Trailing far behind were Yamil Santoro (Union Porteña Libertaria) on 0.62 percent just scraping a five-digit vote, former Cabinet chief Juan Manuel Medina for Seamos Libres (picket Peronism) on 0.51 percent, Federico Winokur of the far leftist Nuevo MAS on 0.38 percent, Eva Koutsovitis for Confluencia (representing Claudio Lozano’s brand of leftism) on 0.33 percent, the youthful libertarian defector Mila Zurbriggen (El Movimiento/Nueva Generación) on 0.2 percent, César Biondini of the Frente Patriota Federal with neo-Nazi roots on 0.16 percent and Marcelo Peretta of the independent Movimiento Plural on 0.13 percent.

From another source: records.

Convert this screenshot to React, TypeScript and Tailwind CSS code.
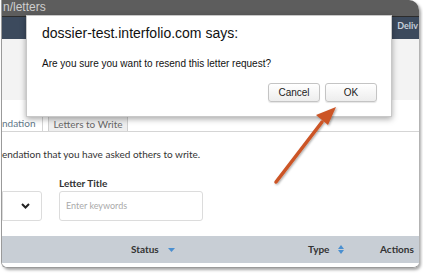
export default function App() {
  return (
    <div className="relative w-[423px] h-[274px] bg-white overflow-hidden font-['Lato',sans-serif]">
      {/* screenshot frame */}
      <div className="ml-[1px] w-[418px] h-[268px] flex flex-col overflow-hidden rounded-tr-[10px] rounded-b-[6px] border-l border-b border-[#9a9a9a] shadow-[2px_2px_3px_rgba(0,0,0,0.35)]">
        <div className="h-[16px] bg-[#5d5d5d] shrink-0 px-[1px] text-[12px] leading-[14px] text-[#cfcfcf] font-['Liberation_Sans',sans-serif]">
          n/letters
        </div>
        <div className="h-[23px] bg-[#3c4a5d] shrink-0 flex justify-end items-start pt-[2px] pr-[1px] border-t border-[#2c2c2c]">
          <span className="text-[9px] font-bold text-[#c8d0dc]">Deliv</span>
        </div>
        <div className="h-[61px] bg-[#f3f3f3] shrink-0" />
        <div className="h-[16px] bg-white shrink-0" />
        {/* tabs */}
        <div className="h-[16px] shrink-0 flex items-end border-b border-[#d5d5d5] text-[10px]">
          <div className="w-[41px] h-full bg-white border-r border-[#d5d5d5] flex items-center text-[#5f7888]">
            ndation
          </div>
          <div className="ml-[5px] w-[80px] h-full bg-[#eeeeee] border border-b-0 border-[#cfcfcf] flex items-center justify-center text-[#666]">
            Letters to Write
          </div>
        </div>
        <div className="h-[16px] shrink-0" />
        <div className="text-[10px] leading-[12px] text-[#333] h-[28px] shrink-0">
          endation that you have asked others to write.
        </div>
        <div className="flex gap-[17px] shrink-0">
          <div className="w-[40px] pt-[15px]">
            <div className="h-[30px] bg-white border border-[#dcdcdc] rounded-r-[3px] flex items-center justify-end pr-[11px]">
              <svg width="9" height="6" viewBox="0 0 9 6">
                <path d="M1 1l3.5 3.5L8 1" fill="none" stroke="#222" strokeWidth="2" />
              </svg>
            </div>
          </div>
          <div className="w-[144px]">
            <div className="h-[15px] text-[10px] font-bold text-[#333] leading-[12px] pt-[1px]">Letter Title</div>
            <div className="h-[30px] bg-white border border-[#dcdcdc] rounded-[3px] flex items-center pl-[6px] text-[9px] text-[#aaa]">
              Enter keywords
            </div>
          </div>
        </div>
        <div className="h-[15px] shrink-0" />
        <div className="h-[27px] shrink-0 bg-[#c8ced5] flex items-center pl-[129px] text-[10px] font-bold text-[#333]">
          <div className="w-[177px] flex items-center gap-[9px]">
            Status
            <svg width="7" height="4" viewBox="0 0 7 4">
              <path d="M0 0h7L3.5 4z" fill="#4a8fd0" />
            </svg>
          </div>
          <div className="w-[72px] flex items-center gap-[9px]">
            Type
            <svg width="6" height="9" viewBox="0 0 6 9">
              <path d="M0 4L3 0l3 4zM0 5l3 4 3-4z" fill="#4a8fd0" />
            </svg>
          </div>
          <div>Actions</div>
        </div>
        <div className="flex-1 bg-white" />
      </div>

      {/* alert dialog */}
      <div className="absolute left-[26px] top-[15px] w-[366px] h-[102px] bg-white shadow-[0_2px_6px_rgba(0,0,0,0.35)] border border-[#c8c8c8] font-['Liberation_Sans',sans-serif]">
        <div className="pl-[15px] pt-[9px] text-[14px] leading-[17px] text-[#111]">
          dossier-test.interfolio.com says:
        </div>
        <div className="pl-[15px] pt-[15px] text-[10px] leading-[13px] text-[#111]">
          Are you sure you want to resend this letter request?
        </div>
        <div className="flex justify-end gap-[5px] pr-[14px] pt-[13px]">
          <button className="w-[52px] h-[19px] rounded-[3px] border border-[#c4c4c4] bg-gradient-to-b from-white to-[#ededed] text-[10px] text-[#222] shadow-[0_1px_1px_rgba(0,0,0,0.1)]">
            Cancel
          </button>
          <button className="w-[52px] h-[19px] rounded-[3px] border border-[#c4c4c4] bg-gradient-to-b from-white to-[#ededed] text-[10px] text-[#222] shadow-[0_1px_1px_rgba(0,0,0,0.1)]">
            OK
          </button>
        </div>
      </div>

      {/* annotation arrow */}
      <svg className="absolute left-0 top-0 pointer-events-none" width="423" height="274">
        <defs>
          <filter id="sh" x="-20%" y="-20%" width="140%" height="140%">
            <feDropShadow dx="1" dy="1" stdDeviation="1" floodColor="#000" floodOpacity="0.35" />
          </filter>
        </defs>
        <g filter="url(#sh)">
          <line x1="276" y1="182" x2="322" y2="122" stroke="#cc5526" strokeWidth="3.5" strokeLinecap="round" />
          <path d="M336 107l-20 8 12 10z" fill="#cc5526" />
        </g>
      </svg>
    </div>
  );
}
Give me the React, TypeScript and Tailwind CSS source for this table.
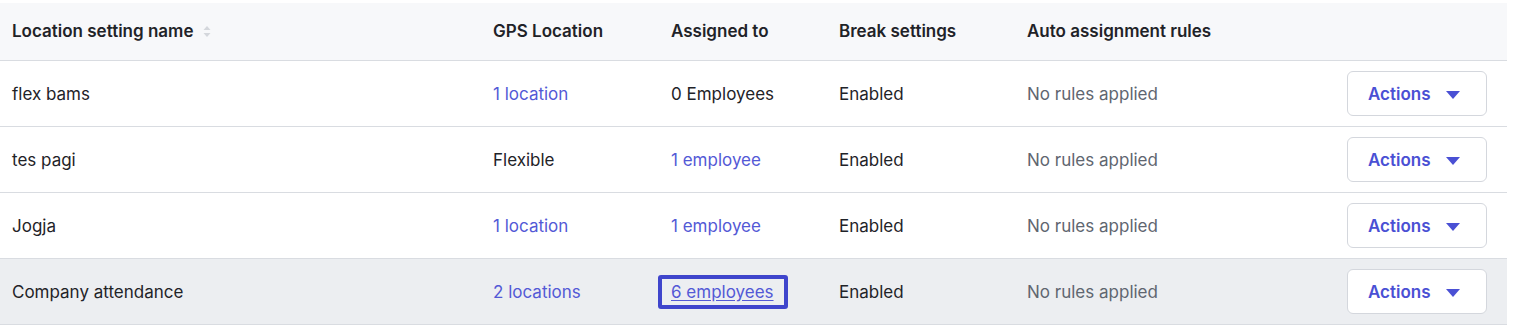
const rows = [
  { name: 'flex bams', gps: '1 location', gpsLink: true, assigned: '0 Employees', assignedLink: false },
  { name: 'tes pagi', gps: 'Flexible', gpsLink: false, assigned: '1 employee', assignedLink: true },
  { name: 'Jogja', gps: '1 location', gpsLink: true, assigned: '1 employee', assignedLink: true },
  { name: 'Company attendance', gps: '2 locations', gpsLink: true, assigned: '6 employees', assignedLink: true, focused: true },
];

function SortIcon() {
  return (
    <svg width="8" height="13" viewBox="0 0 8 13" className="ml-[10px] inline-block">
      <path d="M4 1 L7.5 5 H0.5 Z" fill="#d4d7dc" />
      <path d="M4 12 L7.5 8 H0.5 Z" fill="#d4d7dc" />
    </svg>
  );
}

export default function App() {
  return (
    <div className="bg-white pt-[3px] pr-2 font-['Inter',sans-serif] text-[17px] text-[#1f2328]">
      <table className="w-[1507px] table-fixed border-collapse">
        <thead>
          <tr className="h-[57px] border-b border-[#d9dce1] bg-[#f7f8fa] text-left font-semibold">
            <th className="w-[481px] pl-3 font-semibold">Location setting name<SortIcon /></th>
            <th className="w-[178px] pl-3 font-semibold">GPS Location</th>
            <th className="w-[168px] pl-3 font-semibold">Assigned to</th>
            <th className="w-[188px] pl-3 font-semibold">Break settings</th>
            <th className="pl-3 font-semibold">Auto assignment rules</th>
            <th className="w-[180px]"></th>
          </tr>
        </thead>
        <tbody>
          {rows.map((r) => (
            <tr key={r.name} className={`h-[66px] border-b border-[#d9dce1] ${r.focused ? 'bg-[#eceef1]' : 'bg-white'}`}>
              <td className="pl-3 pt-1">{r.name}</td>
              <td className={`pl-3 pt-1 ${r.gpsLink ? 'text-[#5359d6]' : ''}`}>{r.gps}</td>
              <td className="pl-3 pt-1">
                {r.assignedLink ? (
                  <span className={`relative text-[#5359d6] ${r.focused ? 'underline underline-offset-2' : ''}`}>
                    {r.assigned}
                    {r.focused && (
                      <span className="absolute -top-[7px] -bottom-[7px] -left-[13px] -right-[14px] rounded-[3px] border-4 border-[#3f45cc]" />
                    )}
                  </span>
                ) : (
                  r.assigned
                )}
              </td>
              <td className="pl-3 pt-1">Enabled</td>
              <td className="pl-3 pt-1 text-[#5f6670]">No rules applied</td>
              <td className="pr-5 text-right">
                <button className="inline-flex h-[45px] w-[140px] items-center justify-between rounded-md border border-[#d4d7dd] bg-white pt-1 pl-5 pr-[26px] font-semibold text-[#4a50d4]">
                  Actions
                  <svg width="14" height="8" viewBox="0 0 14 8">
                    <path d="M0 0 H14 L7 8 Z" fill="#4a50d4" />
                  </svg>
                </button>
              </td>
            </tr>
          ))}
        </tbody>
      </table>
    </div>
  );
}
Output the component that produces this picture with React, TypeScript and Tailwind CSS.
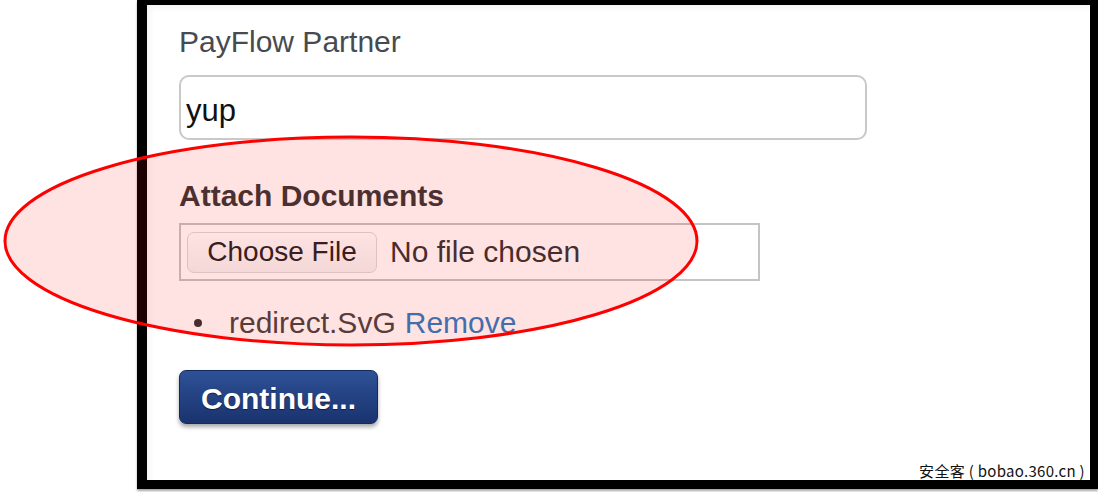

Fin, as Adorni might say.
Geographically, Adorni won in the north, west and east of the city and Santoro in the south and centre. Although the latter won only six of the 15 communes, he took a majority of 26 of the 48 barrio neighbourhoods. While the hitherto rampant PRO failed to win a single neighbourhood, Lospennato could only top 20 percent in Retiro, Puerto Madero, Recoleta, Belgrano and Palermo, which were also the only places where she managed to be runner-up, always well behind Adorni. Rodríguez Larreta failed to reach double digits anywhere.
Having described above the distribution of the 30 seats at stake, where does this leave the next City Legislature? The fact that the three main lists all gained at the expense of lesser forces in some ways makes for a less fragmented legislature but also more complex for City Mayor Jorge Macri with no majority possible without either the eternal Kirchnerite foe (20 seats) or an LLA out to get him (13 seats). The fragments of the Juntos por el Cambio coalition triumphing in 2023 command barely a third of seats – PRO (10), the Radicals and Rodríguez Larreta (five each) and Coalición Cívica (one) – with two leftists and four others.
But having said all this, the only conclusion is a big win for Milei.